Commissioner v. Sunnen

333 U.S. 591, 68 S. Ct. 715 (1948)



Where the second action between the same parties is upon a different cause or demand, the principle of res judicata is applied much more narrowly. In this situation, the judgment in the prior action operates as an estoppel, not as to matters, which might have been litigated and determined, but only as to those matters in issue or points controverted, upon the determination of which the finding or verdict was rendered. Since the cause of action involved in the second proceeding is not swallowed by the judgment in the prior suit, the parties are free to litigate points which were not at issue in the first proceeding, even though such points might have been tendered and decided at that time. But matters, which were actually litigated and determined in the first proceeding, cannot later be relitigated. Once a party has fought out a matter in litigation with the other party, he cannot later renew that duel. In this sense, res judicata is usually and more accurately referred to as estoppel by judgment, or collateral estoppel.


The taxpayer was an inventor-patentee and president of a corporation engaged in the manufacture and sale of patented machines. The taxpayer entered into several agreements whereby the corporation was licensed to manufacture and sell devices on which the taxpayer had applied for patents. In return, the corporation agreed to pay the taxpayer a royalty. At various times, the taxpayer assigned to his wife all his rights, title, and interest in the various license agreements. The tax court held that certain royalties paid to the wife were part of the taxpayer's taxable income but that other royalties paid to his wife were not. The tax court held that a prior determination by the board of tax appeals applied to bar adjudication of the matter.

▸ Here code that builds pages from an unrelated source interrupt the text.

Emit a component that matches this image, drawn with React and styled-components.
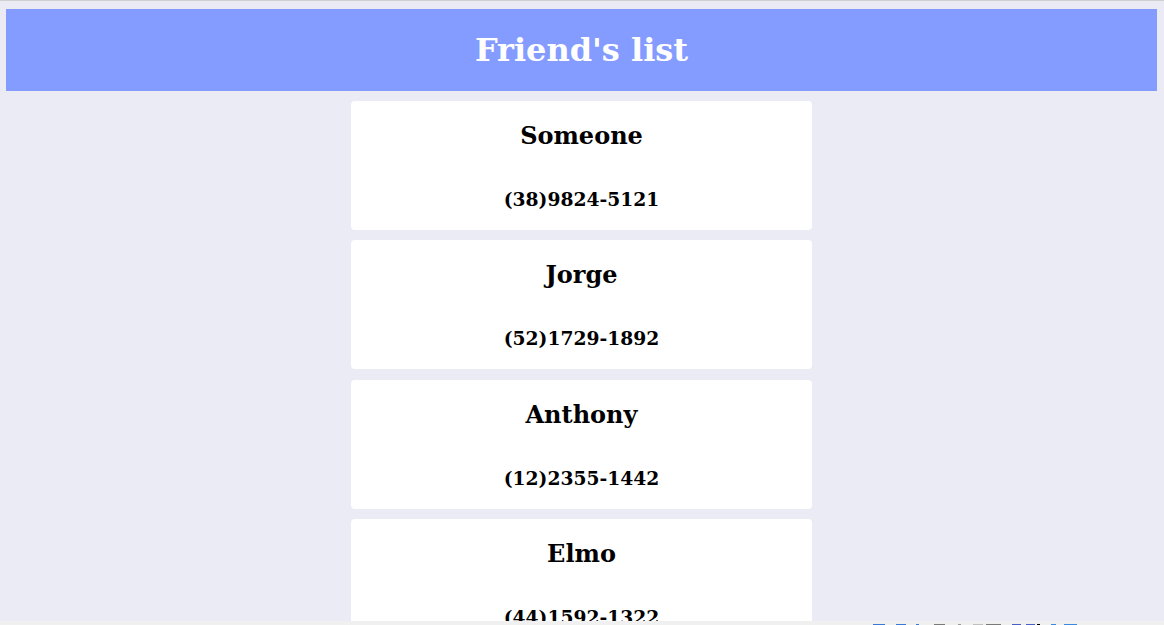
import React from 'react';
import styled, { createGlobalStyle } from 'styled-components';

const GlobalStyle = createGlobalStyle`
  html, body {
    margin: 0;
    padding: 0;
    background-color: #ebebf5;
    font-family: "DejaVu Serif", serif;
    overflow: hidden;
  }
`;

const Page = styled.div`
  border-top: 1px solid #cfcfd4;
  padding: 8px 7px 0 6px;
  height: 625px;
  box-sizing: border-box;
`;

const Header = styled.header`
  display: flex;
  justify-content: center;
  background-color: #849cff;
  color: #ffffff;
`;

const Title = styled.h1`
  font-size: 32px;
  margin: 22px 0;
`;

const List = styled.ul`
  list-style: none;
  margin: 10px 0 0;
  padding: 0;
  display: flex;
  flex-direction: column;
  align-items: center;
  gap: 10.55px;
`;

const Card = styled.li`
  width: 461px;
  background-color: #ffffff;
  border-radius: 4px;
  display: flex;
  flex-direction: column;
  align-items: center;
  color: #000000;
`;

const Name = styled.h2`
  font-size: 24px;
  margin: 20px 0 19px;
`;

const Phone = styled.h3`
  font-size: 18.72px;
  margin: 18.72px 0 20.2px;
`;

const Taskbar = styled.div`
  position: fixed;
  left: 0;
  right: 0;
  bottom: 0;
  height: 4px;
  background-color: #f0f0f0;
`;

const Glyph = styled.span`
  position: absolute;
  bottom: 0;
  height: 1px;
  background-color: ${(p) => p.color};
`;

const friends = [
  { name: 'Someone', phone: '(38)9824-5121' },
  { name: 'Jorge', phone: '(52)1729-1892' },
  { name: 'Anthony', phone: '(12)2355-1442' },
  { name: 'Elmo', phone: '(44)1592-1322' },
];

const glyphs = [
  [873, 12, '#3a78d8'],
  [896, 10, '#3a78d8'],
  [916, 3, '#3a78d8'],
  [934, 11, '#7a7a7a'],
  [958, 3, '#9a9a9a'],
  [973, 10, '#c0c0c0'],
  [986, 15, '#7a7a7a'],
  [1012, 9, '#4a5ec8'],
  [1026, 9, '#4a5ec8'],
  [1037, 3, '#000000'],
  [1051, 5, '#3a88e0'],
  [1064, 13, '#3a88e0'],
];

function App() {
  return (
    <>
      <GlobalStyle />
      <Page>
        <Header>
          <Title>Friend's list</Title>
        </Header>
        <List>
          {friends.map((f) => (
            <Card key={f.name}>
              <Name>{f.name}</Name>
              <Phone>{f.phone}</Phone>
            </Card>
          ))}
        </List>
      </Page>
      <Taskbar>
        {glyphs.map(([x, w, c]) => (
          <Glyph key={x} color={c} style={{ left: x, width: w }} />
        ))}
      </Taskbar>
    </>
  );
}

export default App;
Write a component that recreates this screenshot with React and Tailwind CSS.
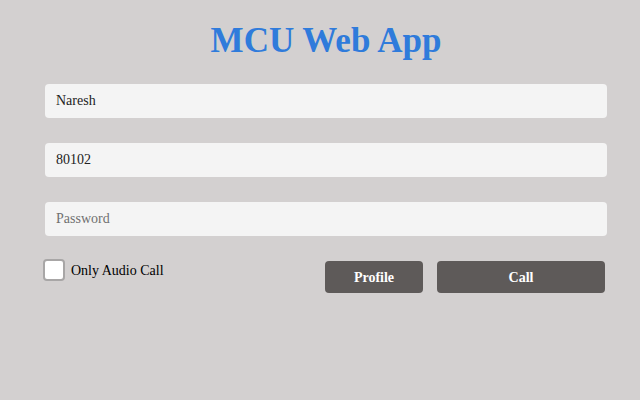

Is the assignment made by the husband to his wife of his right to royalties taxable?




The United States Supreme Court granted certiorari and reversed the judgment. The Court held that collateral estoppel should not have been applied by the tax court to perpetuate the viewpoint of the assignment. The Court explained that the transactions between the taxpayer and his wife were simply a reallocation of income within the family group, a reallocation that did not shift the incident of income tax liability.